El poder gubernamental se defiende enmarcando sus actos en políticas de “legítima violencia contra los terroristas”, además de atribuir la quema de decenas de casas y aldeas a los desplazados antes de su marcha, algo ya desmentido por la ONG Human Rights Watch y por los propios exiliados que llegan a territorio colindante.
El Gobierno de facto de Aung San Suu Kyi, ministra de Asuntos Exteriores, que fue rechazada para el cargo de presidenta por una Constitución que prohíbe tener descendencia extranjera al líder del país, tildó de “cómplices terroristas” a los distintos organismos que cooperaban y suministraban víveres, como la propia ONU, de acuerdo al Programa Mundial de Alimentos en Rajine, provocando que todas las organizaciones suspendiesen sus labores de ayuda, excepto Cruz Roja.
Para los birmanos budistas, la minoría rohingya, procedente en su origen de Bangladesh, es considerada inmigración ilegal, a pesar de haber convivido con ellos durante generaciones. Sus condiciones de vida dejan mucho que desear, enmarcadas en muchos casos en campos de refugiados, con limitaciones de movimiento, restricciones reproductivas, algunos carecen de documentación, la ley de Ciudadanía de 1982 les priva de nacionalidad y ni siquiera pudieron participar en las elecciones de 2015, cuando esperaban la mejora de sus condiciones con la victoria de la Liga Nacional para la Democracia.
La masiva llegada de rohingyas a Bangladesh ha llevado al rápido agotamiento de los limitados puntos de acogida, haciendo necesaria la improvisación de albergues a lo largo de la carretera y en las regiones de Ukhiya y Teknaf. El ministro de Asuntos Exteriores bangladesí, Mahmood Ali, ha pedido soluciones para que estos ciudadanos regresen a Birmania (Myanmar) cuanto antes.
La finalidad primordial de la tregua notificada por el ARSA es que los actores humanitarios vuelvan a prestar ayuda a todas las víctimas de la crisis humanitaria, sin tener en cuenta la religión o la etnia. Por ello, también insta al Ejército birmano a detener sus actividades.
“No negociamos con terroristas”, respondió Suu Kyi, cabeza en la sombra del Gobierno birmano, a la tregua unilateral anunciada la pasada semana por la guerrilla del ARSA.

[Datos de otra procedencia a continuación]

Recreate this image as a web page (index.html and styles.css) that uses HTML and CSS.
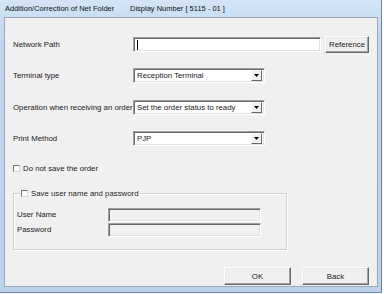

La líder de la Liga Nacional para la Democracia, partido que alcanzó el poder a finales de 2015, ha sido duramente criticada por su pasividad ante la grave crisis humanitaria que está viviendo el territorio birmano. Se le ha recriminado su permisividad a la persecución de la etnia rohingya por parte de las fuerzas militares nacionales, que por decreto constitucional poseen amplias competencias, incluidos el control de los ministerios de Defensa, Interior y Fronteras, además del derecho a veto en el Parlamento.
Suu Kyi, quien fuera premiada con el Nobel de la Paz en 1991 por ser un símbolo de lucha y querer encauzar al régimen birmano -controlado por los militares entre 1962 y 2011- hacia el sistema democrático, se escuda ahora en la “desinformación” de los medios de comunicación y de los actores internacionales respecto a la cuestión.

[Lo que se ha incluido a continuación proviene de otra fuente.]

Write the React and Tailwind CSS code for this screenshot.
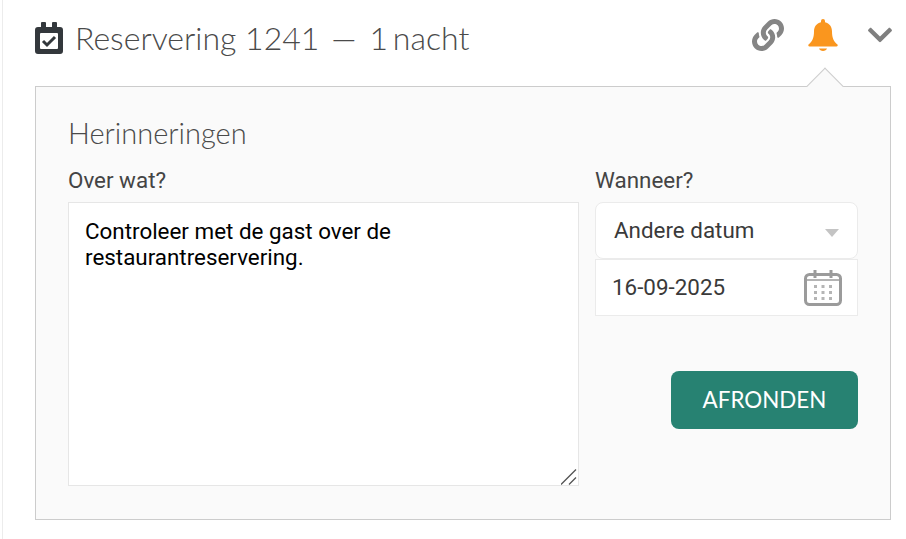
import React from 'react';
import { FaLink, FaChevronDown } from 'react-icons/fa';

function ReservationIcon() {
  return (
    <svg width="28" height="32" viewBox="0 0 28 32" className="shrink-0">
      <path d="M7 0h3a1 1 0 0 1 1 1v4h6V1a1 1 0 0 1 1-1h3a1 1 0 0 1 1 1v4h3a3 3 0 0 1 3 3v21a3 3 0 0 1-3 3H3a3 3 0 0 1-3-3V8a3 3 0 0 1 3-3h3V1a1 1 0 0 1 1-1z" fill="#33383c" />
      <rect x="5" y="11" width="18" height="16" rx="1" fill="#fff" />
      <path d="M8 19l4 4 8-8" fill="none" stroke="#33383c" strokeWidth="3" />
    </svg>
  );
}

function BellIcon() {
  return (
    <svg width="30" height="32" viewBox="0 0 30 32" className="shrink-0">
      <path d="M15 0a2 2 0 0 1 2 2v1.300c4.600 1 7 4.700 7 9.200 0 6.500 2 10.500 5.500 13 .5 1 0 2-1 2H1.500c-1 0-1.500-1-1-2C4 23 6 19 6 12.500 6 8 8.400 4.300 13 3.300V2a2 2 0 0 1 2-2z" fill="#fa961e" />
      <path d="M11 29.500h8c-.5 1.500-2 2.500-4 2.500s-3.500-1-4-2.500z" fill="#fa961e" />
    </svg>
  );
}

function CalendarIcon() {
  return (
    <svg width="38" height="36" viewBox="0 0 38 36" fill="none" className="shrink-0">
      <rect x="1.500" y="4.500" width="35" height="30" rx="4" stroke="#9b9b9b" strokeWidth="3" />
      <path d="M3 10h32" stroke="#9b9b9b" strokeWidth="1.500" />
      <path d="M11 0v8M27 0v8" stroke="#9b9b9b" strokeWidth="3" />
      <path d="M10 15h3v3h-3zM17.500 15h3v3h-3zM25 15h3v3h-3zM10 21h3v3h-3zM17.500 21h3v3h-3zM25 21h3v3h-3zM10 27h3v3h-3zM17.500 27h3v3h-3zM25 27h3v3h-3z" fill="#b5b5b5" />
    </svg>
  );
}

export default function App() {
  return (
    <div className="w-[906px] h-[539px] bg-white overflow-hidden font-['Roboto',sans-serif]">
      <div className="ml-[2px] h-full border-l border-[#ececec] pl-[32px] pr-[15px]">
        <div className="flex items-center h-[86px] pb-[10px]">
          <ReservationIcon />
          <h1 className="ml-[12px] flex font-['Lato',sans-serif] font-light text-[32px] text-[#4a4a4a] whitespace-nowrap">
            <span>Reservering 1241</span>
            <span className="ml-[12px]">—</span>
            <span className="ml-[13px] [word-spacing:-4px]">1 nacht</span>
          </h1>
          <div className="ml-auto mt-[-6px] flex items-center">
            <FaLink className="text-[#858585] text-[32px]" />
            <span className="ml-[24px]"><BellIcon /></span>
            <FaChevronDown className="ml-[28px] mr-[-3px] text-[#7f7f7f] text-[28px]" />
          </div>
        </div>

        <div className="relative h-[434px] border border-[#cccccc] bg-[#fafafa] pt-[31px] px-[32px]">
          <div className="absolute top-[-14px] left-[776px] w-[26px] h-[26px] rotate-45 bg-[#fafafa] border-l border-t border-[#cccccc]" />
          <h2 className="relative font-['Lato',sans-serif] font-light text-[29px] leading-[30px] text-[#4a4a4a]">Herinneringen</h2>
          <div className="relative flex gap-[16px] mt-[19px]">
            <div className="w-[511px]">
              <label className="block text-[22.400px] leading-[26px] text-[#444444]">Over wat?</label>
              <div className="relative mt-[9px]">
                <textarea
                  readOnly
                  className="block w-full h-[284px] bg-white border border-[#e6e6e6] px-[16px] py-[15px] text-[22.400px] leading-[26px] text-black resize-none outline-none"
                  value="Controleer met de gast over de restaurantreservering."
                />
                <svg width="16" height="16" viewBox="0 0 16 16" fill="none" className="absolute right-[2px] bottom-[1px]">
                  <path d="M0 15.500L15 .5M8 15.500L15 8.500" stroke="#555555" strokeWidth="1.300" />
                </svg>
              </div>
            </div>
            <div className="w-[263px]">
              <label className="block text-[22.400px] leading-[26px] text-[#444444]">Wanneer?</label>
              <div className="mt-[9px] flex items-center h-[57px] rounded-[8px] bg-white border border-[#ebebeb] pl-[18px] pr-[18px] text-[22.400px] text-[#3a3a3a]">
                Andere datum
                <span className="ml-auto mt-[4px] w-0 h-0 border-x-[7px] border-x-transparent border-t-[8px] border-t-[#c4c4c4]" />
              </div>
              <div className="flex items-center h-[57px] bg-white border border-[#ebebeb] pl-[16px] pr-[15px] text-[22.400px] text-[#3a3a3a]">
                16-09-2025
                <span className="ml-auto"><CalendarIcon /></span>
              </div>
              <div className="flex justify-end mt-[55px]">
                <button className="w-[187px] h-[58px] rounded-[8px] bg-[#278272] font-['Lato',sans-serif] text-[22.400px] text-white">
                  AFRONDEN
                </button>
              </div>
            </div>
          </div>
        </div>
      </div>
    </div>
  );
}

Uno de esos críticos es Desmond Tutu, arzobispo sudafricano y premio Nobel de la Paz en 1984, que exige a Suu Kyi defender a la minoría musulmana: “Si el precio político a pagar por su ascenso en Birmania ha sido el silencio, el precio es sin duda demasiado alto. Es incongruente para un símbolo de justicia dirigir así un país”, añadiendo su optimismo para que la dirigente vuelva a ejercer la valentía que le ha caracterizado en el pasado y siga la senda de los derechos humanos.
La dirigente rompió su silencio por primera vez en una conversación telefónica con el presidente de Turquía, Recep Tayyip Erdogan, a quien manifestó su compromiso de defender los derechos humanitarios, sociales y políticos de “todas las personas” del país. También ha sugerido que no se preste atención a las múltiples noticias que circulan por las redes sociales acerca de lo acontecido en el estado de Rakhine, que según ella “carecen de veracidad”.
De momento, miles de personas en todo el mundo están llevando a cabo un proceso para recoger firmas y retirar el Premio Nobel de la Paz a Aung San Suu Kyi, la cual, según distintas personalidades políticas y culturales, se ha convertido en una firme aliada de los dictadores y es ahora parte del problema de los derechos humanos de la actual Myanmar.